**Stated goal**
Below are entries. Pull out all lines containing "component".

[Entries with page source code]
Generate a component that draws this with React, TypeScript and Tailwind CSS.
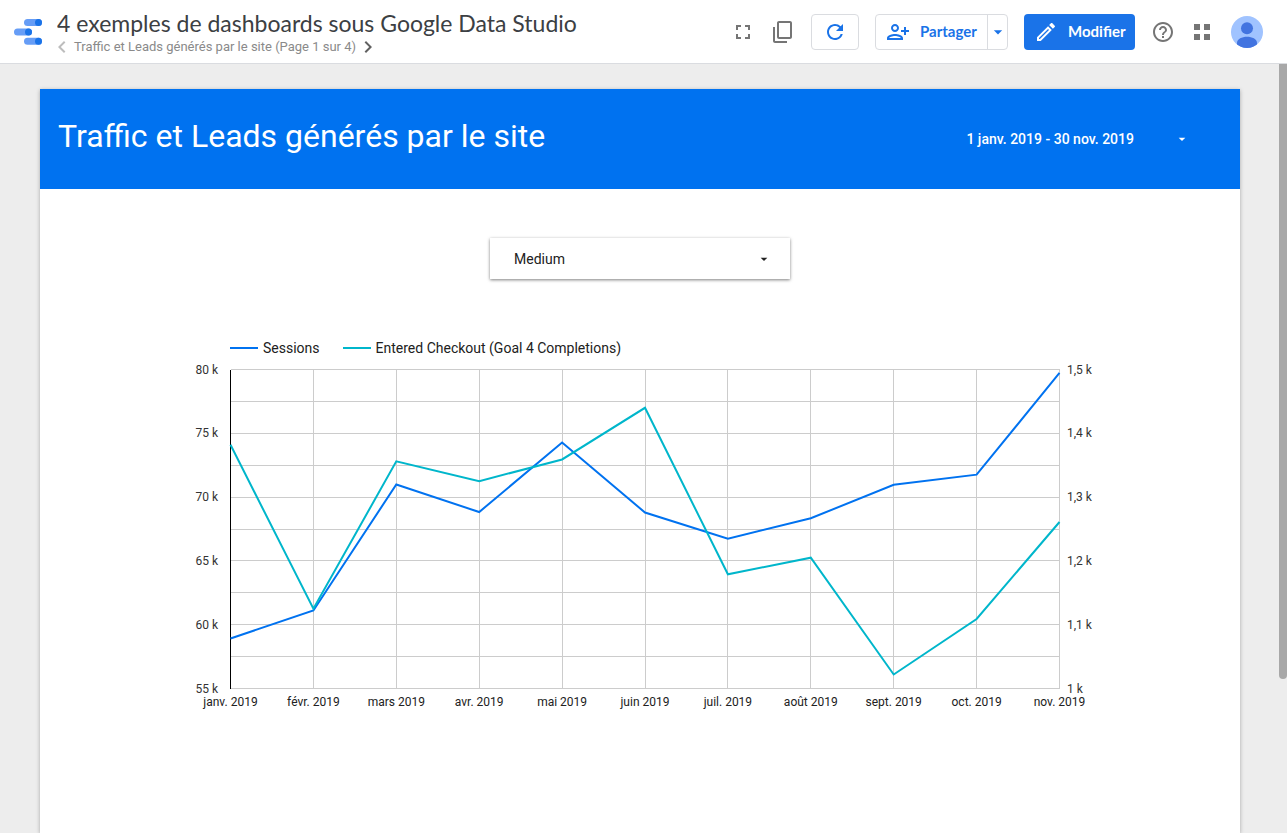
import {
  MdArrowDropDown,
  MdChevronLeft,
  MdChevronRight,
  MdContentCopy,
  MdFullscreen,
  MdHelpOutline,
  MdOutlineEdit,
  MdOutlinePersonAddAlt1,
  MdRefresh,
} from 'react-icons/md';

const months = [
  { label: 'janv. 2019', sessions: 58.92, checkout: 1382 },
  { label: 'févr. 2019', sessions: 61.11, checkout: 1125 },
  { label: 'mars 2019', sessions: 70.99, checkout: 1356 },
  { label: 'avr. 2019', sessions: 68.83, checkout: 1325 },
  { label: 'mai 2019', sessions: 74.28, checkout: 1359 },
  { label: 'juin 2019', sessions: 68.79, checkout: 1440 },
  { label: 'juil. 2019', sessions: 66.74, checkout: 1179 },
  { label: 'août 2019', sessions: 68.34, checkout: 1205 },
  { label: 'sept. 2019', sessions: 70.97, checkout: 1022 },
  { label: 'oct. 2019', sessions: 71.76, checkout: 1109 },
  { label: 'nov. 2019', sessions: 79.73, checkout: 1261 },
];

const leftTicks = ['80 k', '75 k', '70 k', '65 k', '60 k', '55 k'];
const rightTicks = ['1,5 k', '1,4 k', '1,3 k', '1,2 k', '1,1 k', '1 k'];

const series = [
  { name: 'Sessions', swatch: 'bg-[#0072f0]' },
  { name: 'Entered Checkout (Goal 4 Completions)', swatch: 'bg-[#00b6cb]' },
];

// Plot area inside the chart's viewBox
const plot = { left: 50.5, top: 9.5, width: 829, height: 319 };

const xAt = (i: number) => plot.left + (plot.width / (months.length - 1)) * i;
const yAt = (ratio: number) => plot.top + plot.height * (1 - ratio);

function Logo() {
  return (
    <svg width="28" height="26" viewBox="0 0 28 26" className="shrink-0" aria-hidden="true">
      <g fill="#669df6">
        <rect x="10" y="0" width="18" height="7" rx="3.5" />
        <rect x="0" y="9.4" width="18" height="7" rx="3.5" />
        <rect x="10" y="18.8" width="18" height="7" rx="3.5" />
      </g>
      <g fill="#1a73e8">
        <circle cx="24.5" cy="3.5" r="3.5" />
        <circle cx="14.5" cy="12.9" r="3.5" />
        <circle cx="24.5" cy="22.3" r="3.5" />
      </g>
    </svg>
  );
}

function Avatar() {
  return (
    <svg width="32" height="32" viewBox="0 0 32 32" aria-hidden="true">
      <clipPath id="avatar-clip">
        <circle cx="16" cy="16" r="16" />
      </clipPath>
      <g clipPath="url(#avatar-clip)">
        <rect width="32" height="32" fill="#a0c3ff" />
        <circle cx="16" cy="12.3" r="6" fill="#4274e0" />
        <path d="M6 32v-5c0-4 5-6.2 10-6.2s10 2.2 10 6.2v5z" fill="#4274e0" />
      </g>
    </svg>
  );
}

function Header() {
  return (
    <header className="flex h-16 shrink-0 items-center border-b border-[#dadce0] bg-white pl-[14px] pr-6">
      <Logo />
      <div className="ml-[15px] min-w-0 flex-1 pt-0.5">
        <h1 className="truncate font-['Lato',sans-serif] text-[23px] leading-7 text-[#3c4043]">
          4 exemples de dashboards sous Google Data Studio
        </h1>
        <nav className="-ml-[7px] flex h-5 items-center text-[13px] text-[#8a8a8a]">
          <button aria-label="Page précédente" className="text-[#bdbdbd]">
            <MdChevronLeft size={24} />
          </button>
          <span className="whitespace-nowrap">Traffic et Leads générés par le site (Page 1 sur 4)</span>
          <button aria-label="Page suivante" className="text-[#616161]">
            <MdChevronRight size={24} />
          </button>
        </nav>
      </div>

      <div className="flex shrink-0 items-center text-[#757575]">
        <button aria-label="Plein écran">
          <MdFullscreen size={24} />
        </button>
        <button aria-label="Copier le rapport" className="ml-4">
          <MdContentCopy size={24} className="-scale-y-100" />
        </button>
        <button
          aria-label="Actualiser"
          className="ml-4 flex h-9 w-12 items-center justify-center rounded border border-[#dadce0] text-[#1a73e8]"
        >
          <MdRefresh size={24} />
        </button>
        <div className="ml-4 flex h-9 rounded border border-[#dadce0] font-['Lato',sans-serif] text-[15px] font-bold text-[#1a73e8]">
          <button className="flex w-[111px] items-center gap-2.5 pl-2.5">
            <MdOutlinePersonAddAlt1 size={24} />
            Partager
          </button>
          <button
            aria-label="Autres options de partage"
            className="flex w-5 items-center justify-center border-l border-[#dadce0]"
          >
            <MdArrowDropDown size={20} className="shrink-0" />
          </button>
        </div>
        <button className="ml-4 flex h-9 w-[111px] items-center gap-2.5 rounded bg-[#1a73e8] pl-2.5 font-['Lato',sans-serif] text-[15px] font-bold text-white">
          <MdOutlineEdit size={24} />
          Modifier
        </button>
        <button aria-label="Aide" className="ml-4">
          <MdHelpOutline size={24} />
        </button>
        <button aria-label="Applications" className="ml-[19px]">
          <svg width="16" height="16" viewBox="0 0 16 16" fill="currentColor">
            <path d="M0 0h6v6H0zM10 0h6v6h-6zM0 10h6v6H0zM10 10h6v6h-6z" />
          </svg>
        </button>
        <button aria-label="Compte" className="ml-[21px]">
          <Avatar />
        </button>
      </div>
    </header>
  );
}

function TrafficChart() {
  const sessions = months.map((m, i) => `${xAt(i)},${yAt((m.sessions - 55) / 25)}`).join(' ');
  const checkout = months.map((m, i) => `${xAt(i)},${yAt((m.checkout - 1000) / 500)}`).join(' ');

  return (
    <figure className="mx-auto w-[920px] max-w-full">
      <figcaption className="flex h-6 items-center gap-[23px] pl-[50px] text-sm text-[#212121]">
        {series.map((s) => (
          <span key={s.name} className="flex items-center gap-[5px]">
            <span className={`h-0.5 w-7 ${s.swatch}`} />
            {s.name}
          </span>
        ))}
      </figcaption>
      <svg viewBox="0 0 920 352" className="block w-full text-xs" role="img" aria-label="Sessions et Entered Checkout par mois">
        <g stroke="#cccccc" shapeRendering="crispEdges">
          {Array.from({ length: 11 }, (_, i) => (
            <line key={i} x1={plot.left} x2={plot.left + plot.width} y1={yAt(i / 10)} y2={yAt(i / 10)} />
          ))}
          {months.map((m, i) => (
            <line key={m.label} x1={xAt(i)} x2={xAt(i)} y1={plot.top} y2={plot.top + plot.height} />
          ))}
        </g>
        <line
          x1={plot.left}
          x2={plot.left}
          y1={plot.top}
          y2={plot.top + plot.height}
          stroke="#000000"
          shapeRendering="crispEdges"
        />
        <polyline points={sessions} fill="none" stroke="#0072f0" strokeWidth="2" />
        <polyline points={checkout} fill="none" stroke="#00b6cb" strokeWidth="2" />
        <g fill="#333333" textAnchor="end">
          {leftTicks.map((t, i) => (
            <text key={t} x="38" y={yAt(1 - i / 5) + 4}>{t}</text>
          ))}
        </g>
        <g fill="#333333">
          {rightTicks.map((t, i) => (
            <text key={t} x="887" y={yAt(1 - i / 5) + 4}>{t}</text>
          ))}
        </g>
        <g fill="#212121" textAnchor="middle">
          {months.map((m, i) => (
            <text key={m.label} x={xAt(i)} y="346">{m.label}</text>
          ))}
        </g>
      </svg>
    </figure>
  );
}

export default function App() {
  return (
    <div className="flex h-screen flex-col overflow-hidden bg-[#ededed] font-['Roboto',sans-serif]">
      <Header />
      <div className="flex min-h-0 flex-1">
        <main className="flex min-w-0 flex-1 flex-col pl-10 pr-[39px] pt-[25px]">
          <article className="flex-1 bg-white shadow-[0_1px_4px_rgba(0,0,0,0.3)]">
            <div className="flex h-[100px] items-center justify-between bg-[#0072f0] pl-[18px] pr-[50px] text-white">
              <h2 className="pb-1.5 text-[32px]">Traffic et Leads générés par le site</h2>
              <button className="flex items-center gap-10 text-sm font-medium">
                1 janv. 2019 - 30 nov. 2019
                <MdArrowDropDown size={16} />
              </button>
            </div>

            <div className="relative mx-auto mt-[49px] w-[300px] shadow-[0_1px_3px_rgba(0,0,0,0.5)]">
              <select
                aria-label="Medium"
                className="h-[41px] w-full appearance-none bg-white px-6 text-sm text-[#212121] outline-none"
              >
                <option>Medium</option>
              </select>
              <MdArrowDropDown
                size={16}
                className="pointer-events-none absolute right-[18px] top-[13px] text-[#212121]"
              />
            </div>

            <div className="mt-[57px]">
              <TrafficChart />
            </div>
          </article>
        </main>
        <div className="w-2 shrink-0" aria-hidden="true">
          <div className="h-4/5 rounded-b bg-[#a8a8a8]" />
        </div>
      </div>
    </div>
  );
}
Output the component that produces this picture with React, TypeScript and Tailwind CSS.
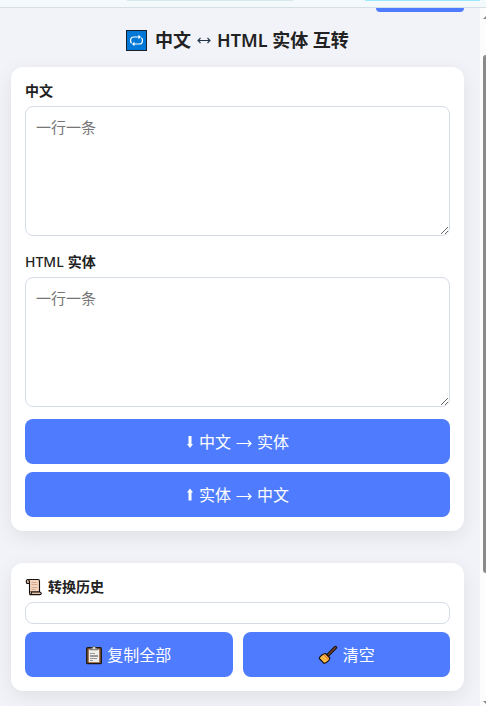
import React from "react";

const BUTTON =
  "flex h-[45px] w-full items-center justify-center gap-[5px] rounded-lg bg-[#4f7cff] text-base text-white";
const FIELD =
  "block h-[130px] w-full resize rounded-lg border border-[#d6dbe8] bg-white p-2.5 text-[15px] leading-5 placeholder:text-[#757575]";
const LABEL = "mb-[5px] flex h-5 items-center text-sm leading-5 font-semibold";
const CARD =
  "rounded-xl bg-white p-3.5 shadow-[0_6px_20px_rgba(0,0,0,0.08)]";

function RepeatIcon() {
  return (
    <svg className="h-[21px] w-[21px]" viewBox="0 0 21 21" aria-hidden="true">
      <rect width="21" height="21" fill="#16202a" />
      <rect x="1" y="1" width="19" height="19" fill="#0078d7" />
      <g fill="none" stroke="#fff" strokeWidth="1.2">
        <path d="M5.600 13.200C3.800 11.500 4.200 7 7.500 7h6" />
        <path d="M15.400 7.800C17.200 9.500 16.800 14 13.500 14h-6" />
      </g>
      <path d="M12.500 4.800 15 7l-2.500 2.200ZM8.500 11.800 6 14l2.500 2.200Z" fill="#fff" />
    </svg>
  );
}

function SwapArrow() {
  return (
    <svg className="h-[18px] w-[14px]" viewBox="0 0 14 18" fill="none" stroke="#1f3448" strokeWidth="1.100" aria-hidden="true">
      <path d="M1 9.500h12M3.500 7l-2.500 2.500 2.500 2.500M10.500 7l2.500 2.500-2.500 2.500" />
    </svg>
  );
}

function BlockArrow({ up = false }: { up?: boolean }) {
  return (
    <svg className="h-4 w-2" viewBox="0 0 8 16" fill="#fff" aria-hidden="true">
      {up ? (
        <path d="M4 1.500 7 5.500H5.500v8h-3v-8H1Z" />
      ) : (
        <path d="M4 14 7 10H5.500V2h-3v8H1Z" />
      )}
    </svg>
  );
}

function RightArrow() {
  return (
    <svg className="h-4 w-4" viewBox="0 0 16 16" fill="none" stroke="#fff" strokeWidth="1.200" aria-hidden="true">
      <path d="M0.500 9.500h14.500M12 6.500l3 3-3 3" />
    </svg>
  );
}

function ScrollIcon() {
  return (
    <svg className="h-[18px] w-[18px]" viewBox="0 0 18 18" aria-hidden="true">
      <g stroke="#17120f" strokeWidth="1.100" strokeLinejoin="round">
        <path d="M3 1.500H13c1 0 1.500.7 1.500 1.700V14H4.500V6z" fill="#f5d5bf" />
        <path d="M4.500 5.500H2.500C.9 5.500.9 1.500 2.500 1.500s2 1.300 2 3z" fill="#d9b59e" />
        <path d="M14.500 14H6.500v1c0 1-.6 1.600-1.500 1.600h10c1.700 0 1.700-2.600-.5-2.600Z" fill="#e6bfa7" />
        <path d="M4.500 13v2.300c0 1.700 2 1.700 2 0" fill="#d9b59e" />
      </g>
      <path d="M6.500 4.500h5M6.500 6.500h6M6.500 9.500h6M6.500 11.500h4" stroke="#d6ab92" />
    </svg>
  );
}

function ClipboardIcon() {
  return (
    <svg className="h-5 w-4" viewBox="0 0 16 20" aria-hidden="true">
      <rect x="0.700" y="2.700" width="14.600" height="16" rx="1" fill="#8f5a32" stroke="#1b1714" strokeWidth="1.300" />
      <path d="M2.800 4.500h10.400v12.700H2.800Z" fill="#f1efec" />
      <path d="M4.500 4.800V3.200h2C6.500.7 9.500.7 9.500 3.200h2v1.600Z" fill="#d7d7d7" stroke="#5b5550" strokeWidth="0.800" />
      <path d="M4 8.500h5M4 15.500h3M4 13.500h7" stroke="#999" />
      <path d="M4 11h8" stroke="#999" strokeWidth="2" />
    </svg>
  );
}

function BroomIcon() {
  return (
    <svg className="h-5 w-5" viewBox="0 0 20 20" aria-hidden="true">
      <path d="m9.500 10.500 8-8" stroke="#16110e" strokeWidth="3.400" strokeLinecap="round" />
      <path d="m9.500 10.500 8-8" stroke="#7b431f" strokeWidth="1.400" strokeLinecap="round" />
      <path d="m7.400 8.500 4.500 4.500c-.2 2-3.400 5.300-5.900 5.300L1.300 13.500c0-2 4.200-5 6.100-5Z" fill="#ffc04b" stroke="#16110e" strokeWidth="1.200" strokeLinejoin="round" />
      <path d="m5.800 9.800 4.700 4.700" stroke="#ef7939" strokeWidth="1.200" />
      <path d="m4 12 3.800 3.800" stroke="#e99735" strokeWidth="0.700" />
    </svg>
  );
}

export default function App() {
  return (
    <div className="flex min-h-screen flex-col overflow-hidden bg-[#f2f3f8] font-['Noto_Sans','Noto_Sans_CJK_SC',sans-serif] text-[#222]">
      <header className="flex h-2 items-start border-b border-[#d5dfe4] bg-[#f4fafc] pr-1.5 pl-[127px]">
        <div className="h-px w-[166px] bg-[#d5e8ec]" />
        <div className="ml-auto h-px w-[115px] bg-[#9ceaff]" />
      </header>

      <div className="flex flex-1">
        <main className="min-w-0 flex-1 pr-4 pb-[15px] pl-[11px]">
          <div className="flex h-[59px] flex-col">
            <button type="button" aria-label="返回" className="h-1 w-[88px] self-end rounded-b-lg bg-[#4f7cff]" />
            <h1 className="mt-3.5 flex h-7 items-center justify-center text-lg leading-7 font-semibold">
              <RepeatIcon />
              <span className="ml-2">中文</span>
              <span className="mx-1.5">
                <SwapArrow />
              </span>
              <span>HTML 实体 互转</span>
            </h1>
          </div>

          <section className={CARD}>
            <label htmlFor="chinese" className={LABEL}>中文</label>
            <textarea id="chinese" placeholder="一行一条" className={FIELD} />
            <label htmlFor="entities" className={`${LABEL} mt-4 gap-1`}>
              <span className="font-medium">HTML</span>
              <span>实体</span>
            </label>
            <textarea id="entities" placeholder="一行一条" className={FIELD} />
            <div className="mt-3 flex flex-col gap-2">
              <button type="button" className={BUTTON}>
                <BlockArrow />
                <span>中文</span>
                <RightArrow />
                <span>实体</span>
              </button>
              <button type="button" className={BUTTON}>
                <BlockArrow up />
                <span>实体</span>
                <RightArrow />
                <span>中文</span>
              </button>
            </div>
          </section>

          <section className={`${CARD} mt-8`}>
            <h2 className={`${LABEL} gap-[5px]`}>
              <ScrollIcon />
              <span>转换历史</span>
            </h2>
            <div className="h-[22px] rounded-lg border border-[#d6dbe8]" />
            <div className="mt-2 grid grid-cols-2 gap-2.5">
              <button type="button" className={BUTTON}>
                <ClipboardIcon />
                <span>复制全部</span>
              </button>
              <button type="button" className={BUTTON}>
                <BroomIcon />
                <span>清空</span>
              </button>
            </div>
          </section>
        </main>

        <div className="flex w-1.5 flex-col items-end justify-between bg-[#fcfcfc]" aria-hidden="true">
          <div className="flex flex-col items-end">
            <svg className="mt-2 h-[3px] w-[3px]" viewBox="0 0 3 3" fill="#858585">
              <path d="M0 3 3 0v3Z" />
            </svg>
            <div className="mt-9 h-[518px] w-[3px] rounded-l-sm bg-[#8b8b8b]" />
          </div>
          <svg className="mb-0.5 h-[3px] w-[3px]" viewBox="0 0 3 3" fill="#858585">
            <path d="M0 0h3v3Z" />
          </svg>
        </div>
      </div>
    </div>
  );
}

**Answer in full**
Generate a component that draws this with React, TypeScript and Tailwind CSS.
Output the component that produces this picture with React, TypeScript and Tailwind CSS.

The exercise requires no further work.